Kazakhstan opens runways for non-stop flights to Europe

By Alexander Bogatik


Beginning June 1, Air Astana will launch daily non-stop flights from Astana Nursultan Nazarbayev International Airport, pictured here last August 20, to London. [Alexander Bogatik]

ASTANA -- Kazakhstan is increasing the number of non-stop flights to Europe, seeking to ease business and leisure travel for Kazakhstani citizens and to open up the nation's economy.

"On March 26, a new, regularly scheduled flight will begin operation on the Atyrau-Frankfurt route," Kazakhstan's Civil Aviation Committee said in a press release February 16.

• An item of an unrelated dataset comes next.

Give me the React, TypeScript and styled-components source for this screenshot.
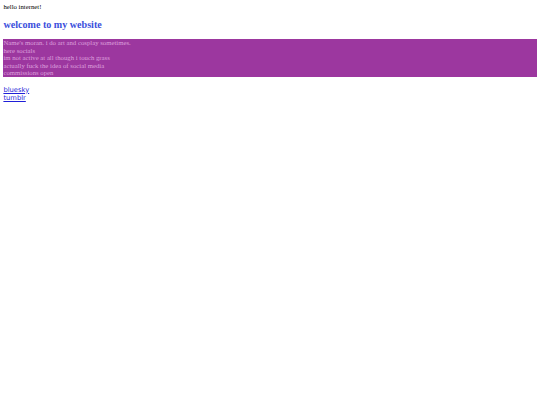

"The flights will be operated on Airbus A321 aircraft, twice per week [Monday and Friday]," the statement said. "Now it will be much more convenient for our residents and visitors from Western countries to get to Europe."

From June 1, Air Astana will launch daily, non-stop flights from Astana Nursultan Nazarbayev International Airport to Heathrow International Airport in London, the airline announced on its website February 26.

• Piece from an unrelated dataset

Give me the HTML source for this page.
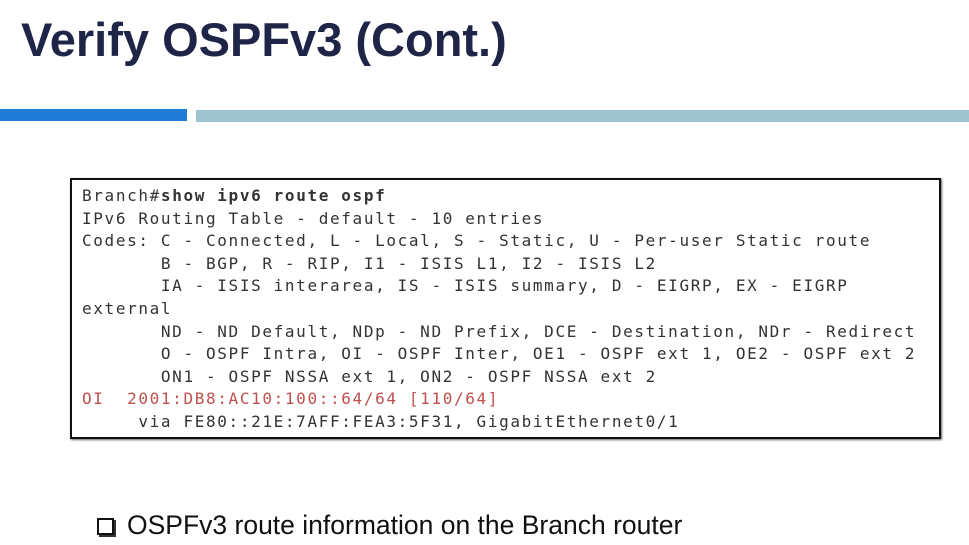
<!DOCTYPE html>
<html><head><style>
body{margin:0;width:969px;height:545px;background:#fff;position:relative;overflow:hidden;font-family:"Liberation Sans",sans-serif}
.t{position:absolute;left:21px;top:12px;font-size:47px;font-weight:bold;color:#1e2547;white-space:nowrap;letter-spacing:0px}
.b1{position:absolute;left:0;top:109px;width:187px;height:12px;background:#1f7bd6}
.b2{position:absolute;left:196px;top:110px;width:773px;height:12px;background:#9dc4cf}
.box{position:absolute;left:70px;top:178px;width:867px;height:257px;border:2px solid #111;box-shadow:1px 1px 2px #666}
pre{position:absolute;left:82px;top:185px;margin:0;font-family:"DejaVu Sans Mono","Liberation Mono","Courier New",monospace;font-size:16px;letter-spacing:1.64px;line-height:22.6px;color:#333}
.r{color:#c0504d}
.cb{position:absolute;left:97px;top:518px;width:13px;height:13px;border:2px solid #111;box-shadow:2px 2px 0 #333}
.bt{position:absolute;left:127px;top:510px;font-size:26.5px;color:#111;white-space:nowrap}
</style></head><body>
<div class="t">Verify OSPFv3 (Cont.)</div>
<div class="b1"></div><div class="b2"></div>
<div class="box"></div>
<pre>Branch#<b>show ipv6 route ospf</b>
IPv6 Routing Table - default - 10 entries
Codes: C - Connected, L - Local, S - Static, U - Per-user Static route
       B - BGP, R - RIP, I1 - ISIS L1, I2 - ISIS L2
       IA - ISIS interarea, IS - ISIS summary, D - EIGRP, EX - EIGRP
external
       ND - ND Default, NDp - ND Prefix, DCE - Destination, NDr - Redirect
       O - OSPF Intra, OI - OSPF Inter, OE1 - OSPF ext 1, OE2 - OSPF ext 2
       ON1 - OSPF NSSA ext 1, ON2 - OSPF NSSA ext 2
<span class="r">OI  2001:DB8:AC10:100::64/64 [110/64]</span>
     via FE80::21E:7AFF:FEA3:5F31, GigabitEthernet0/1</pre>
<div class="cb"></div>
<div class="bt">OSPFv3 route information on the Branch router</div>
</body></html>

Kazakhstani flight attendants demonstrate thank-you letters from delighted passengers February 16, 2017. [Alexander Bogatik]

"We are delighted to have finally secured daily flight status on what is such a prestigious and popular route -- the only direct service linking the United Kingdom to Kazakhstan," Air Astana President and CEO Peter Foster said in a statement.

"London has consistently grown in significance, with both business and leisure travellers, and it comes at an opportune time too for the airline strategically, as we start to plan for an IPO [initial public offering] listing in both London and Kazakhstan," he said.

Several other non-stop flights connecting different provinces of Kazakhstan to foreign countries will begin this year, according to the Civil Aviation Committee.

The new flights will run from Astana to destinations such as Batumi (Georgia) and Vilnius (Lithuania), and from Almaty to Riga (Latvia) and Dubai (United Arab Emirates).

Eliminating aviation obstacles

"Kazakhstan passed an aviation safety audit conducted by the International Civil Aviation Organisation [ICAO]," Andrey Volobuyev, deputy director of Aynara-Tour travel agency in Almaty, told Caravanserai, referring to a test reported in January by

The testing allows Kazakhstan to open up new airline routes to and from various countries without any restrictions, Volobuyev added.

Seven Kazakhstani airlines, including Fly Jet.KZ and Jet Airlines, have gained authorisation to fly to European Union (EU) countries, Kazinform reported February 27, citing the Civil Aviation Committee.

Earlier, Air Astana, Prime Aviation, Kaz Air Jet, Comlux Kazakhstan and SCAT Airlines underwent the European Aviation Safety Agency's authorisation procedures.

"Now [the ICAO] has lifted restrictions affecting Kazakhstani carriers on flights to Europe," said Volobuyev. "New non-stop flights connecting Kazakhstani cities to European capitals will begin operating in the next few years."

Connecting to Europe opens new possibilities

More flights to EU countries will help improve Kazakhstan's economy, Uralsk political analyst Yevgeny Kryuchkov told Caravanserai.

They will bring "economic benefit and increase business ties with developed countries", he told Caravanserai. "Opening up non-stop flights with countries in the [EU] is something that can only be welcomed."

"The opening of new routes allows us to establish ties and not to be isolated from the rest of the world," Volobuyev said.

Kazakhstanis already enjoy non-stop flights to Poland, Ukraine, South Korea, Turkey, Thailand, Malaysia, Tajikistan, Russia and a number of other countries.

However, for the most part, international flights begin and end in Kazakhstan's two main cities -- Astana and Almaty. Residents of other cities have to change planes to go abroad.

"From Taraz, you can fly only to Almaty and Astana," Lyazzat Tagayeva, a resident of Taraz, told Caravanserai.

"Vacation and business trips force you to change planes [for anybody not living in Almaty or Astana]," she added. "Planes from Almaty and Astana don't fly to every country, not by any means ... If we have new flights, we'll fly more often."